Uma versão mais recente da vacina, introduzida na década de 1990, é
muito mais suave para o corpo. Na maioria das pessoas, essa fórmula oferece
décadas de proteção contra doenças graves. Mas as novas vacinas contra
coqueluche não previnem totalmente a infecção e, às vezes, a proteção
desaparece.
Os especialistas acreditam agora que essa é uma das razões pelas quais
mais adolescentes do que crianças pequenas foram infectados com coqueluche
durante os surtos que ocorreram nos últimos anos. “Foi o primeiro indício do
declínio da imunidade da vacina”, comentou Edwards. O Centro de Controle de Doenças
passou a recomendar uma dose de reforço para os adolescentes.

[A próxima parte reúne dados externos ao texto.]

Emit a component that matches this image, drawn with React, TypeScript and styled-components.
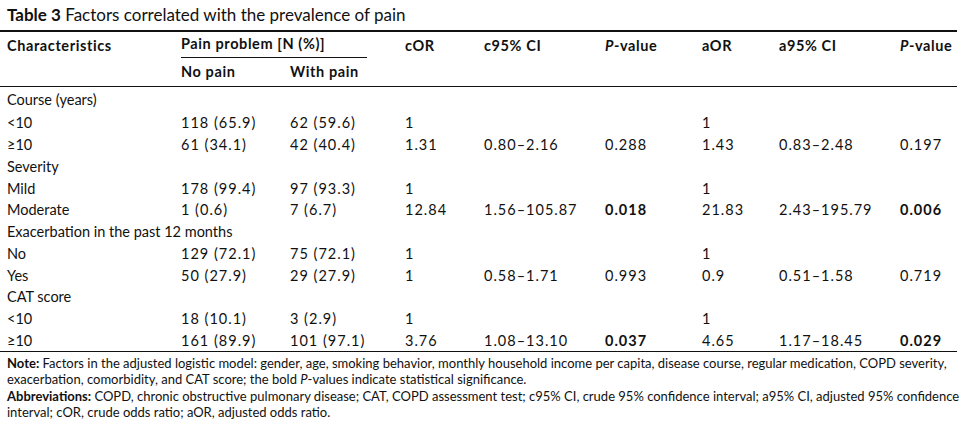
import styled, { createGlobalStyle } from "styled-components";

const GlobalStyle = createGlobalStyle`
  body {
    margin: 0;
    background: #ffffff;
    font-family: Lato, "Open Sans", sans-serif;
    color: #111111;
  }
`;

type Row = {
  label: string;
  group?: boolean;
  cells?: string[];
  bold?: number[];
};

const rows: Row[] = [
  { label: "Course (years)", group: true },
  { label: "<10", cells: ["118 (65.9)", "62 (59.6)", "1", "", "", "1", "", ""] },
  { label: "≥10", cells: ["61 (34.1)", "42 (40.4)", "1.31", "0.80–2.16", "0.288", "1.43", "0.83–2.48", "0.197"] },
  { label: "Severity", group: true },
  { label: "Mild", cells: ["178 (99.4)", "97 (93.3)", "1", "", "", "1", "", ""] },
  {
    label: "Moderate",
    cells: ["1 (0.6)", "7 (6.7)", "12.84", "1.56–105.87", "0.018", "21.83", "2.43–195.79", "0.006"],
    bold: [4, 7],
  },
  { label: "Exacerbation in the past 12 months", group: true },
  { label: "No", cells: ["129 (72.1)", "75 (72.1)", "1", "", "", "1", "", ""] },
  { label: "Yes", cells: ["50 (27.9)", "29 (27.9)", "1", "0.58–1.71", "0.993", "0.9", "0.51–1.58", "0.719"] },
  { label: "CAT score", group: true },
  { label: "<10", cells: ["18 (10.1)", "3 (2.9)", "1", "", "", "1", "", ""] },
  {
    label: "≥10",
    cells: ["161 (89.9)", "101 (97.1)", "3.76", "1.08–13.10", "0.037", "4.65", "1.17–18.45", "0.029"],
    bold: [4, 7],
  },
];

const colWidths = [181, 109, 115, 79, 121, 97, 77, 121, 57];

const App = () => {
  return (
    <Page>
      <GlobalStyle />
      <Title>
        <b>Table 3</b> Factors correlated with the prevalence of pain
      </Title>
      <Table>
        <colgroup>
          {colWidths.map((w, i) => (
            <col key={i} style={{ width: w }} />
          ))}
        </colgroup>
        <thead>
          <HeadRow $top>
            <HeadCell $first>Characteristics</HeadCell>
            <HeadCell colSpan={2}>
              <SpanLabel>Pain problem [N (%)]</SpanLabel>
            </HeadCell>
            <HeadCell>cOR</HeadCell>
            <HeadCell>c95% CI</HeadCell>
            <HeadCell>
              <i>P</i>-value
            </HeadCell>
            <HeadCell>aOR</HeadCell>
            <HeadCell>a95% CI</HeadCell>
            <HeadCell>
              <i>P</i>-value
            </HeadCell>
          </HeadRow>
          <HeadRow>
            <HeadCell $first />
            <HeadCell>No pain</HeadCell>
            <HeadCell>With pain</HeadCell>
            <HeadCell colSpan={6} />
          </HeadRow>
        </thead>
        <tbody>
          {rows.map((r, i) => (
            <BodyRow key={i} $firstRow={i === 0}>
              <Cell $first colSpan={r.group ? 9 : 1}>
                {r.label}
              </Cell>
              {!r.group &&
                r.cells!.map((c, j) => (
                  <Cell key={j} $num $bold={r.bold?.includes(j)}>
                    {c}
                  </Cell>
                ))}
            </BodyRow>
          ))}
        </tbody>
      </Table>
      <Notes>
        <NoteLine>
          <b>Note:</b> Factors in the adjusted logistic model: gender, age, smoking behavior, monthly household
          income per capita, disease course, regular medication, COPD severity,
          <br />
          exacerbation, comorbidity, and CAT score; the bold <i>P</i>-values indicate statistical significance.
        </NoteLine>
        <NoteLine>
          <b>Abbreviations:</b> COPD, chronic obstructive pulmonary disease; CAT, COPD assessment test; c95% CI,
          crude 95% confidence interval; a95% CI, adjusted 95% confidence
          <br />
          interval; cOR, crude odds ratio; aOR, adjusted odds ratio.
        </NoteLine>
      </Notes>
    </Page>
  );
};

export default App;

const Page = styled.div`
  width: 957px;
  padding-top: 5px;
`;

const Title = styled.div`
  font-size: 17px;
  line-height: 20px;
  padding-left: 7px;
  margin-bottom: 5px;
  color: #111;
  b {
    font-weight: 700;
  }
`;

const Table = styled.table`
  width: 957px;
  table-layout: fixed;
  border-collapse: collapse;
  border-top: 2px solid #111;
  border-bottom: 1px solid #111;
  font-size: 14.5px;
`;

const HeadRow = styled.tr<{ $top?: boolean }>`
  height: ${(p) => (p.$top ? "25px" : "28px")};
  border-bottom: ${(p) => (p.$top ? "none" : "1px solid #111")};
`;

const HeadCell = styled.th<{ $first?: boolean }>`
  text-align: left;
  font-weight: 700;
  letter-spacing: 0.6px;
  padding: 0 0 0 ${(p) => (p.$first ? "7px" : "0")};
  vertical-align: middle;
  white-space: nowrap;
  i {
    font-style: italic;
  }
`;

const SpanLabel = styled.div`
  width: 186px;
  border-bottom: 1px solid #111;
  height: 24px;
  line-height: 22px;
  margin-top: 1px;
`;

const BodyRow = styled.tr<{ $firstRow?: boolean }>`
  height: ${(p) => (p.$firstRow ? "26px" : "21.75px")};
  td {
    vertical-align: ${(p) => (p.$firstRow ? "bottom" : "middle")};
    padding-bottom: ${(p) => (p.$firstRow ? "4px" : "0")};
  }
`;

const Cell = styled.td<{ $first?: boolean; $bold?: boolean; $num?: boolean }>`
  padding: 0 0 0 ${(p) => (p.$first ? "7px" : "0")};
  font-weight: ${(p) => (p.$bold ? 700 : 400)};
  letter-spacing: ${(p) => (p.$num ? "1px" : "0")};
  white-space: nowrap;
`;

const Notes = styled.div`
  padding: 3px 0 0 7px;
  font-size: 13px;
  line-height: 16.5px;
  color: #111;
  white-space: nowrap;
`;

const NoteLine = styled.div`
  b {
    font-weight: 700;
  }
  i {
    font-style: italic;
  }
`;
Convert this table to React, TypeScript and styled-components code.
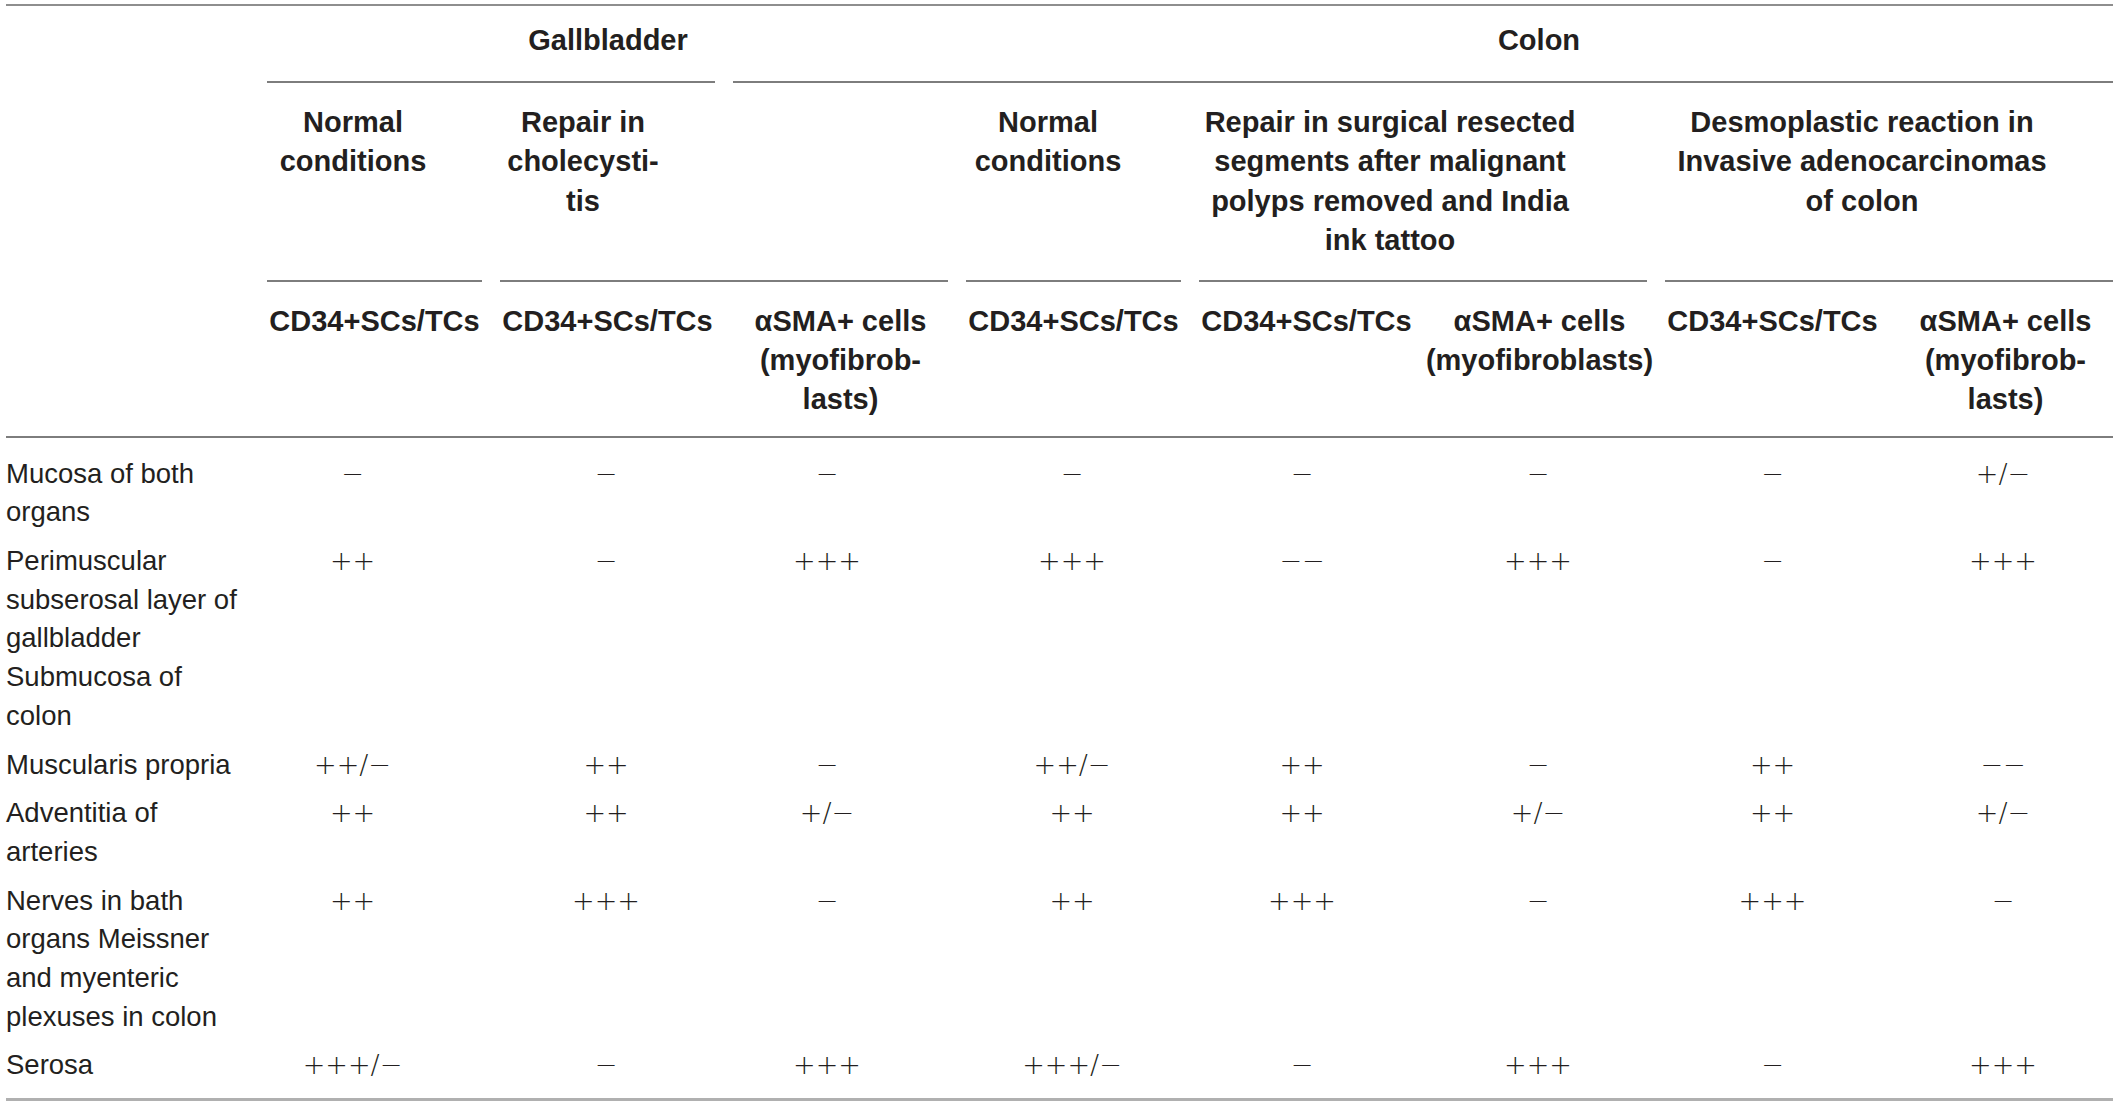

Se as taxas de vacinação caíssem para 75% nos próximos anos, adultos
mais velhos que receberam a vacina original ainda estariam protegidos. Mas as
pessoas que nunca foram imunizadas ou os adultos que receberam a vacina mais
recente quando crianças podem estar suscetíveis.
De acordo com a modelagem epidemiológica de Rohani e seus colegas, os
casos aumentariam dramaticamente em bebês – que são muito jovens para ser
totalmente vacinados – e em crianças de cinco a 15 anos.
“Como tendem a ter mais contatos, as crianças em idade escolar são o
principal grupo de transmissão”, disse Rohani. Ele e outros especialistas
esperam que as taxas de vacinação não caiam drasticamente. E estão preocupados
com as consequências de declínios mesmo que modestos.
Segundo Richter, convencer uma pessoa a se imunizar é sempre mais
difícil do que fazer com que faça um tratamento, porque as vacinas são
administradas em indivíduos saudáveis. Nos casos extremamente raros em que
alguém sofre um efeito secundário grave, este pode ser catastrófico. “Basta uma
dessas histórias, ou duas, para que haja um impacto enorme na adoção da vacina.
Aqui, o que existe é uma tensão entre a comunidade e o indivíduo.”